Taking a look, the CSS throws warnings about being ignored; adding "position: absolute" fixes that and makes the button fully visible.
Back in 1996/1997 I worked on a CD-ROM game that simulated movement of the tectonic plates, as well as temperature, elevation, and precipitation, over millions of years. Amazing to see how evolution (heh!) of computing hardware and software have come so far in 28 years: https://www.kmoser.com/evolution/
I think you are the first person I come across that knows that game and you were an actual dev on it! So thank you! I played it when I was around 13(I think) and I loved it. The whole concept of simulating a planet and the animals on it was pretty much mind blowing for me at the time(it still is). I should have kept the poster that came with it...the different sapien evolutionary branches were really interesting.
In truth, it must be said that some details were omitted by the simulation :)
Worlds within worlds
One of my favorite courses at university was energy policy analysis, where we played around with the EPPA model (developed at MIT) [0]. We made changes to certain parameters to see how things might work out, e.g. if cost of energy storage is reduced 10x.
Lots of fun, but I unfortunately never managed to find anything similar to do in my job.
[0]: https://globalchange.mit.edu/research/research-tools/eppa
Why only fragment shaders? If you had vertex shaders for a heightmap too then you could zoom down to the surface.
Today, a simple simulation at 60fps.
Tomorrow: "When you gaze long into the simulation, the simulation gazes back"
I'd love to read alternate endings to it.
I've been thinking about writing a story with a very similar plot for a couple of years, but it had a big plot hole: computation overhead between the universes, and I hadn't thought about quantum computers as a way to solve it.
The other main difference with the story that I had in mind is that the characters would write a story about it, which would be "my" story, and they'd find a way to make it so that the ending would tell the reader the universe depth they are in, by creating a variable whose value is incremented by 1 for each universe.
For anyone reading this on HN, you're 8474771628371839 levels deep.
Unless you're going hard sci-fi, you can do what this story did. Give them by fiat "infinite processing power and infinite storage capacity."
I think all of qntm's stories are hard sci-fi.
Infinite processing power, infinite storage, zero latency, etc is about as soft of a setting as it gets.
Is it? A new fundamental particle doesn't necessarily make it soft sci-fi. The story seems perfectly technical to me.
Can't black holes already encode an infinite amount of information past the event horizon?

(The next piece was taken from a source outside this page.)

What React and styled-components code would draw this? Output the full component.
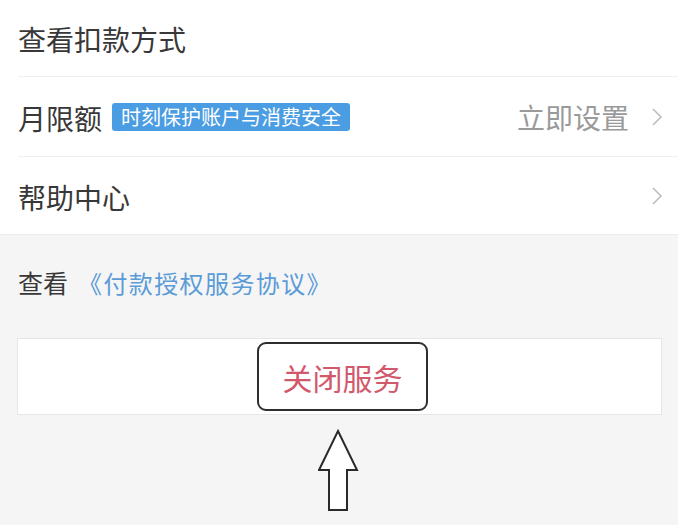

No, current physics has a bunch of hard limits on information.
Calling something a particle doesn’t matter here. It’s a fully formed computational device that happens to magically solve all problems.

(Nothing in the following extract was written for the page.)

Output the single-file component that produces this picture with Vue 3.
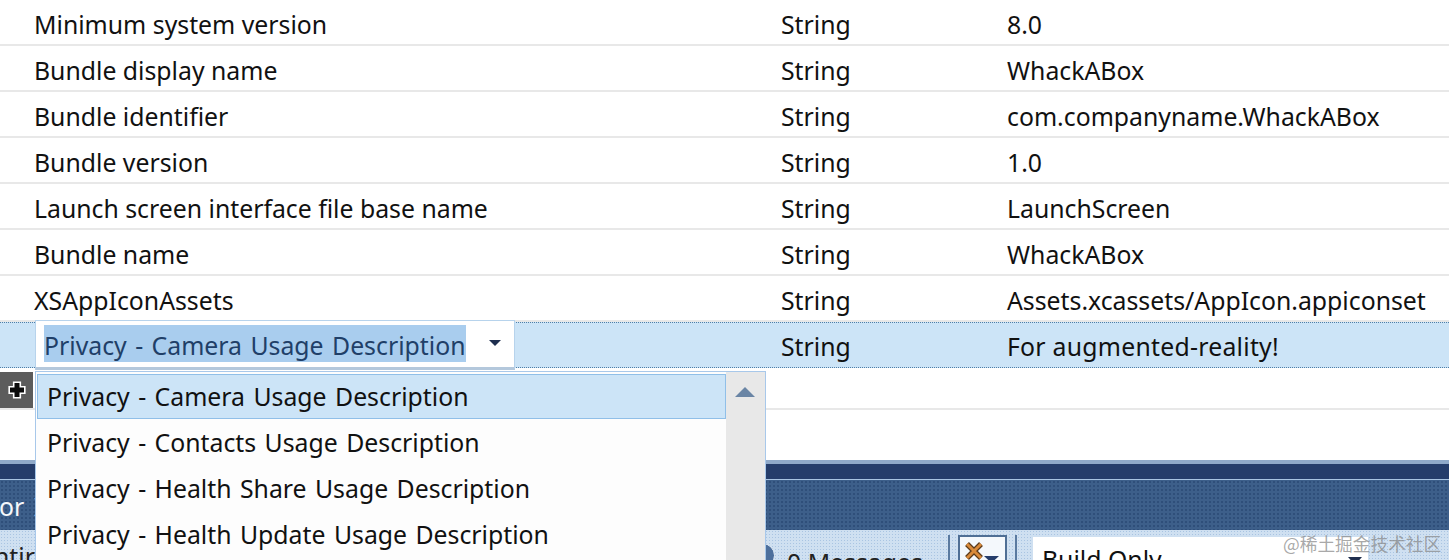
<script setup>
const rows = [
  ['Minimum system version', 'String', '8.0'],
  ['Bundle display name', 'String', 'WhackABox'],
  ['Bundle identifier', 'String', 'com.companyname.WhackABox'],
  ['Bundle version', 'String', '1.0'],
  ['Launch screen interface file base name', 'String', 'LaunchScreen'],
  ['Bundle name', 'String', 'WhackABox'],
  ['XSAppIconAssets', 'String', 'Assets.xcassets/AppIcon.appiconset'],
]
const options = [
  'Privacy - Camera Usage Description',
  'Privacy - Contacts Usage Description',
  'Privacy - Health Share Usage Description',
  'Privacy - Health Update Usage Description',
]
</script>

<template>
  <div class="page">
    <div class="row" v-for="r in rows" :key="r[0]">
      <span class="c1">{{ r[0] }}</span>
      <span class="c2">{{ r[1] }}</span>
      <span class="c3">{{ r[2] }}</span>
    </div>
    <div class="row selected">
      <span class="c1"></span>
      <span class="c2">String</span>
      <span class="c3 wide">For augmented-reality!</span>
    </div>
    <div class="add-row">
      <div class="add-btn">
        <svg width="20" height="20" viewBox="0 0 20 20">
          <path d="M7.500 3h5v4.500h4.500v5h-4.500v4.500h-5v-4.500h-4.500v-5h4.500z" fill="#0c0c0c" stroke="#fff" stroke-width="3.200" paint-order="stroke" />
        </svg>
      </div>
    </div>
    <div class="spacer"></div>
    <div class="navy"></div>
    <div class="band"><span class="band-text">or I</span></div>
    <div class="toolbar">
      <span class="tb-left">ntir</span>
      <span class="tb-circle"></span>
      <span class="tb-msg">0 Messages</span>
      <span class="tb-sep"></span>
      <span class="tb-btn">
        <svg width="44" height="25" viewBox="0 0 44 25">
          <path d="M6 7l14 14M20 7L6 21" stroke="#5a3a1a" stroke-width="5.500" fill="none" />
          <path d="M6 7l14 14M20 7L6 21" stroke="#d98a3a" stroke-width="3" fill="none" />
          <path d="M23 19h15l-7.500 7z" fill="#253d6b" />
        </svg>
      </span>
      <span class="tb-sep second"></span>
      <span class="tb-combo">Build Only<i class="tb-arrow"></i></span>
      <span class="watermark">@稀土掘金技术社区</span>
    </div>

    <div class="combo">
      <span class="combo-text">Privacy - Camera Usage Description</span>
      <i class="combo-arrow"></i>
    </div>
    <div class="dropdown">
      <div class="list">
        <div v-for="(o, i) in options" :key="o" class="opt" :class="{ active: i === 0 }">{{ o }}</div>
      </div>
      <div class="scroll"><i class="scroll-up"></i></div>
    </div>
  </div>
</template>

<style scoped>
.page {
  position: relative;
  width: 1449px;
  height: 560px;
  overflow: hidden;
  background: #fff;
  color: #111;
  font-family: "Noto Sans", "Open Sans", sans-serif;
  font-size: 24.8px;
}
.row {
  display: flex;
  align-items: center;
  height: 46px;
  box-sizing: border-box;
  border-bottom: 2px solid #e8e8e8;
  padding-top: 3px;
  white-space: nowrap;
}
.c1 { width: 781px; padding-left: 34px; box-sizing: border-box; flex: none; }
.c2 { width: 226px; flex: none; }
.wide { letter-spacing: 0.25px; }
.row.selected {
  background: #cce4f7;
  border-top: 1px dotted #4f7fa8;
  border-bottom: 1px dotted #4f7fa8;
  padding-top: 2px;
}
.add-row {
  height: 42px;
  box-sizing: border-box;
  border-bottom: 2px solid #e8e8e8;
  padding-top: 4px;
}
.add-btn {
  width: 33px;
  height: 36px;
  background: #5c5c5c;
  display: flex;
  align-items: center;
  justify-content: center;
}
.spacer { height: 50px; }
.navy {
  height: 19px;
  box-sizing: border-box;
  background: #253d6b;
  border-top: 4px solid #8fa9c9;
}
.band {
  height: 51px;
  box-sizing: border-box;
  border-top: 1px solid #a9c4e2;
  background: #3d5f8a radial-gradient(#2f4f7a 1px, transparent 1px) 0 0 / 4px 4px;
  color: #f4f7fb;
  padding-top: 9px;
  white-space: nowrap;
}
.band-text { margin-left: -1px; display: block; word-spacing: 3px; }
.toolbar {
  position: relative;
  height: 30px;
  background: #cfe0f1 radial-gradient(#a9c4e2 1px, transparent 1px) 0 0 / 3px 3px;
  white-space: nowrap;
}
.tb-left { position: absolute; left: -6px; top: 9px; color: #222; }
.tb-circle {
  position: absolute;
  left: 750px;
  top: 13px;
  width: 25px;
  height: 25px;
  border-radius: 50%;
  box-sizing: border-box;
  background: #4d6f9c;
  border: 1px solid #e6eff8;
}
.tb-msg { position: absolute; left: 787px; top: 15px; color: #222; }
.tb-sep {
  position: absolute;
  left: 948px;
  top: 5px;
  width: 2px;
  height: 25px;
  background: #5a7aa0;
}
.tb-sep.second { left: 1015px; }
.tb-btn {
  position: absolute;
  left: 958px;
  top: 5px;
  width: 49px;
  height: 30px;
  box-sizing: border-box;
  border: 2px solid #4f6f95;
  background: #f4f8fc;
  display: flex;
  justify-content: center;
  align-items: flex-start;
}
.tb-combo {
  position: absolute;
  left: 1033px;
  top: 7px;
  width: 335px;
  height: 30px;
  background: #fff;
  padding-left: 9px;
  box-sizing: border-box;
  line-height: 44px;
  color: #111;
}
.tb-arrow {
  position: absolute;
  right: 6px;
  top: 20px;
  border: 7px solid transparent;
  border-top: 8px solid #1f2f4f;
}
.watermark {
  position: absolute;
  left: 1283px;
  top: 0;
  font-family: "Noto Sans CJK SC", sans-serif;
  font-size: 17.7px;
  color: rgba(130, 130, 130, 0.7);
}
.combo {
  position: absolute;
  left: 35px;
  top: 320px;
  width: 480px;
  height: 50px;
  box-sizing: border-box;
  background: #fff;
  border: 1px solid #b7d3ec;
  border-bottom: 3px solid #b4c8dc;
  display: flex;
  align-items: flex-start;
  padding: 4px 0 0 8px;
  color: #1f3f68;
}
.combo-text {
  background: #a9cdee;
  height: 37px;
  line-height: 40px;
  width: 422px;
  flex: none;
  white-space: nowrap;
  word-spacing: 2px;
}
.combo-arrow {
  position: absolute;
  left: 453px;
  top: 19px;
  border: 6px solid transparent;
  border-top: 6px solid #1f2f4f;
}
.dropdown {
  position: absolute;
  left: 35px;
  top: 371px;
  width: 731px;
  height: 200px;
  box-sizing: border-box;
  border: 1px solid #a8c8ea;
  background: #fdfdfd;
  display: flex;
}
.list { flex: 1; padding: 2px 0 0 1px; }
.opt {
  height: 46px;
  line-height: 44px;
  padding-left: 10px;
  white-space: nowrap;
  word-spacing: 2px;
}
.opt.active {
  height: 45px;
  line-height: 43px;
  margin-bottom: 1px;
  box-sizing: border-box;
  background: #cce4f7;
  border: 1px solid #90bfe8;
  padding-left: 9px;
}
.scroll {
  width: 39px;
  background: #e8e8e8;
  flex: none;
  position: relative;
}
.scroll-up {
  position: absolute;
  left: 9px;
  top: 15px;
  border: 10px solid transparent;
  border-top: 0;
  border-bottom: 10px solid #6a85a5;
}
</style>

Consider, how do you encode and read information from such a particle. Qubit’s are physical properties of something, such as spin. Is this particle supposed to have infinite properties which you can access with infinite precision? No, it’s just a magic macguffin that does whatever the author wants.
They're pretty soft, I would say. Most of Fine Structure is basically just magic.

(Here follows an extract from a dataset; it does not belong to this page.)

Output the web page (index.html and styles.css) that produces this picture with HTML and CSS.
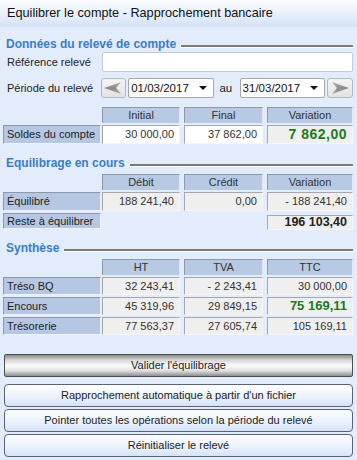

If you're going to accuse something of using magic, I'm surprised you didn't accuse Ra, which even has something called 'magic'. I've been reading Fine Structure this morning and it doesn't seem magical to me at all. It's about as magical as quantum physics would be, I guess.
I suppose even Ra still obeys the speed of light, though.
888 412 1289018?
0118 999 881 999 119 7253?
... 262144 4782969 100000000 2357947691 61917364224 1792160394037 56693912375296 1946195068359375 :)
"Do you know how big the average positive integer is?"
I remember watching a (wonderful) T.V. show[0] that came out within the last couple decades, and feeling like a certain scene was definitely a nod to this story. The drama, and physics (and resolution) was done differently, but it left me in a similarly, pleasantly pensive state. [0] I almost made the mistake of naming it, or the director - but caught myself, realizing the context of this comment alone could be a major "spoiler".
Maybe I've encoded the name in this comment (honestly though, I tried, and it's late - maybe search engines are good enough for it these days :) )
What's the name of the show?
U+200E before letters spelling out show in my comment. Just noting that while I would have enjoyed the show very much even if I had this "spoiler", it certainly would have lost some "magic".
you could use a url shortener to hide the link to the show's wikipedia page. For those who don't mind spoilers, they can know what you're talking about.
https://tinyurl.com/mrx6rfef
That is, in fact, a great tv show.
I think they definitely got "inspired" from qntm's story, but the ending of that TV show was unwatchably bad.
I’m not sure I really know how to handle this. Do I just read the latest version linked at the top of the page? Or is the one offered by this like somehow more canonical or something? I’m not sure I’ve ever been faced with different versions of a fiction before. Just textbooks.
I really love thought pieces like this if you refrain from poking holes in the logic or physics. I love the idea of a multiverse where they’re all actually just identical so it’s mostly moot.
You probably have, but haven't thought of it like that. Ever seen a Director's Cut version of a movie? :-)
Oh gosh it’s true. And that whole Star Wars thing.
I guess I’ve just not yet faced it with print.
Sure you have, if you've ever bought an Nth edition of a book (where N > 1). Editions aren't always just an artwork/formatting change, they sometimes contain changes to the text too.
Canon is just a construct invented to sell merchandise and keep out competitors. Enjoy whichever version of the story you’d like!
Enjoy all. Several, in fact :)
To deepen this tangent, I'll recommend Philip K. Dick's The Trouble With Bubbles which imagines 60s cocktail party guests showing off their miniature planet-scale terrariums.
Amazing, thank you for introducing me to this!
Thanks! For anyone who liked that here's another [0] short story in the same vein.
[0]: https://pastebin.com/raw/gA4aRc0T
I just love how a world-class quantum computer scientist who just made a discovery that just blows up everything known to mankind is up to the very end is worried about missing a bus.